On one occasion Mrs Jayakar asked Krishnaji: ‘If Theosophists had not dis-covered you, what would have happened?’ He answered: ‘I would have died.’ She replied: ‘No, you would not have died. You would have been like Ramana Maharshi, and people would have come to you.’ Krishnaji said: ‘No’; it sounded as if there was a plan and purpose ac-cording to which his father was brought to Adyar. If Krishnaji had remained in the circle of an orthodox Brâhman family, he may not have been able to feel at ease with the whole world nor, outside the TS, would he have had the necessary inter-national contacts. I am inclined to think that the course of his life was part of the Plan. It is said all the details of the Plan are not fixed in advance, but the general Plan was worked out.
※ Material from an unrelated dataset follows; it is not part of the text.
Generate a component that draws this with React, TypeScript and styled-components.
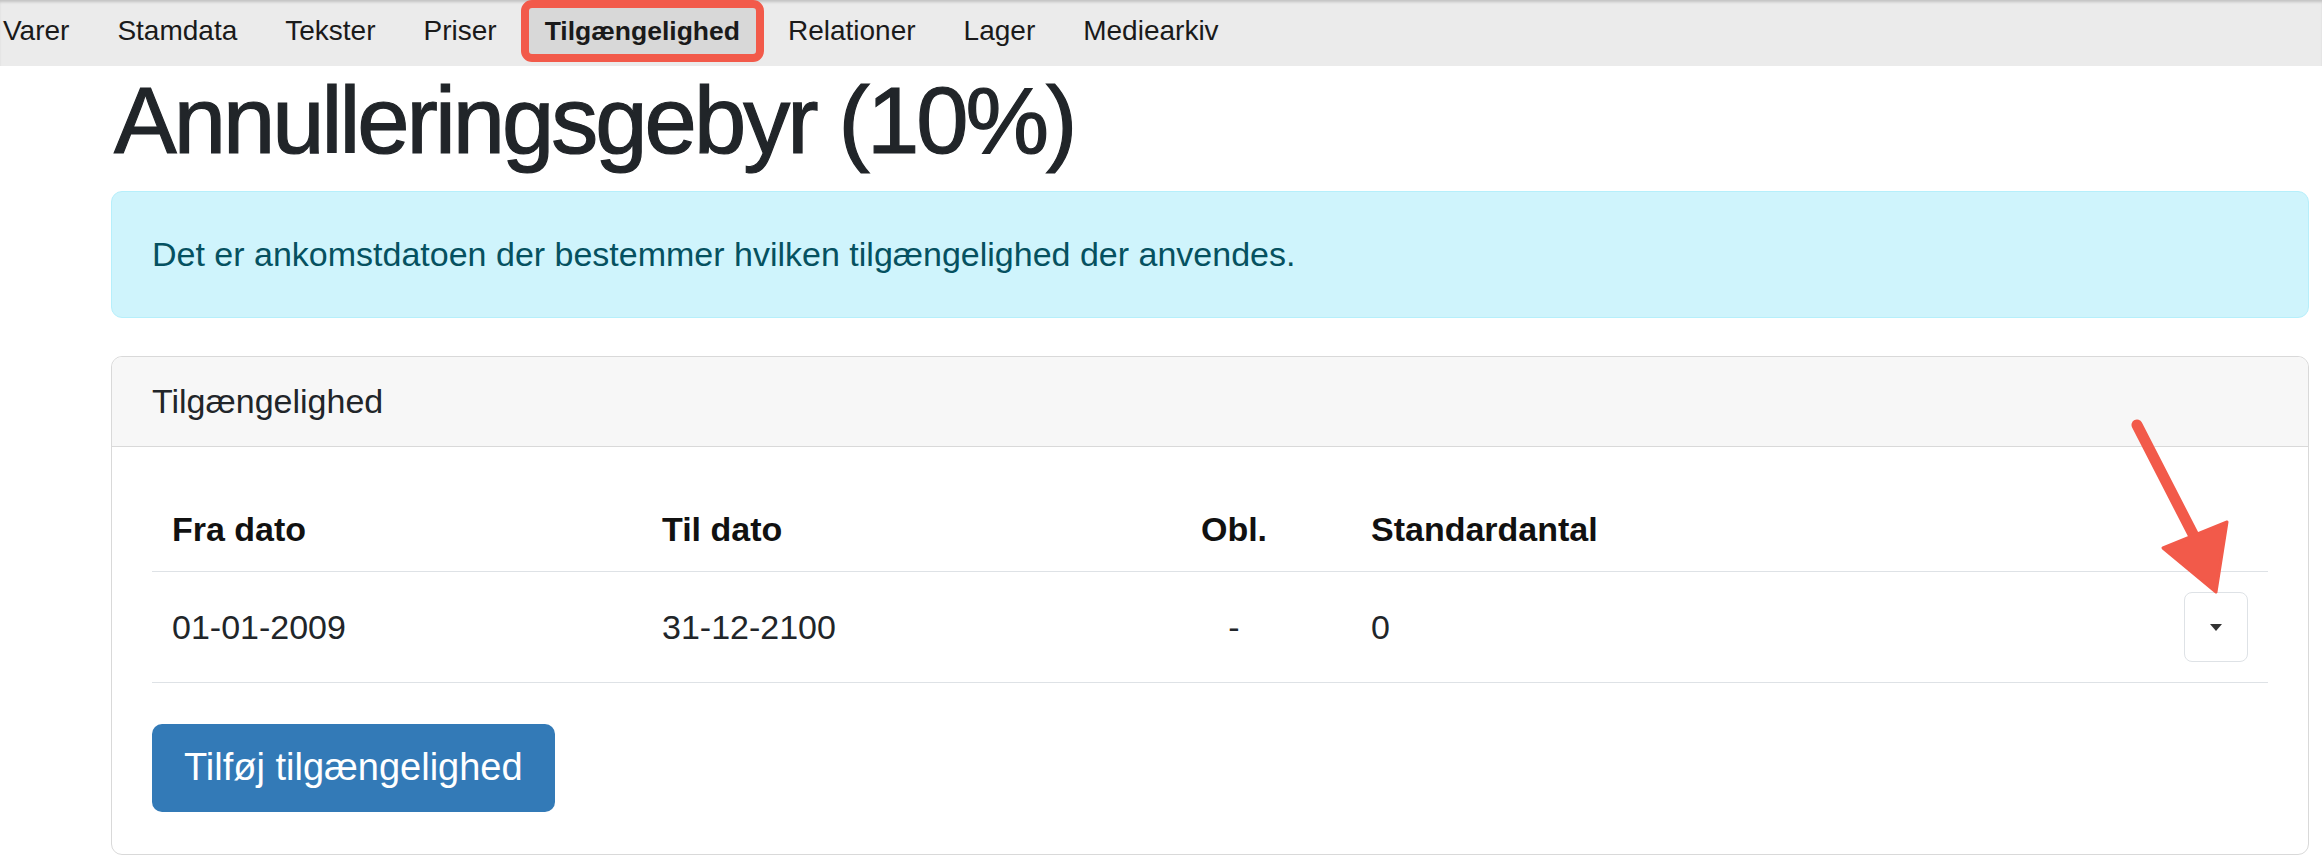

Krishnaji had great admiration and love for Dr Annie Besant. She looked after him and spoke of him as somebody who would be a great teacher even when people laughed at her or upbraided her. Some of her friends in India told her: If you want to sponsor somebody, there are better boys than Krishnamurti. They were angry with her, but she did not change. Krishnaji himself related that at an important banquet in England, where liberal politicians like Lord Lansbury who supported India’s freedom were present, Bernard Shaw taunted Annie Besant, who took Krishnaji with her. Shaw, who always made fun of everything, said: ‘Annie, is this your little Messiah?’, and everybody laughed. But she did not flinch. She did not care what other people’s attitude was, because she was so certain that a great message would be given to the world through Krishnaji. He mentioned this particular incident and said she supported him unfailingly until the end.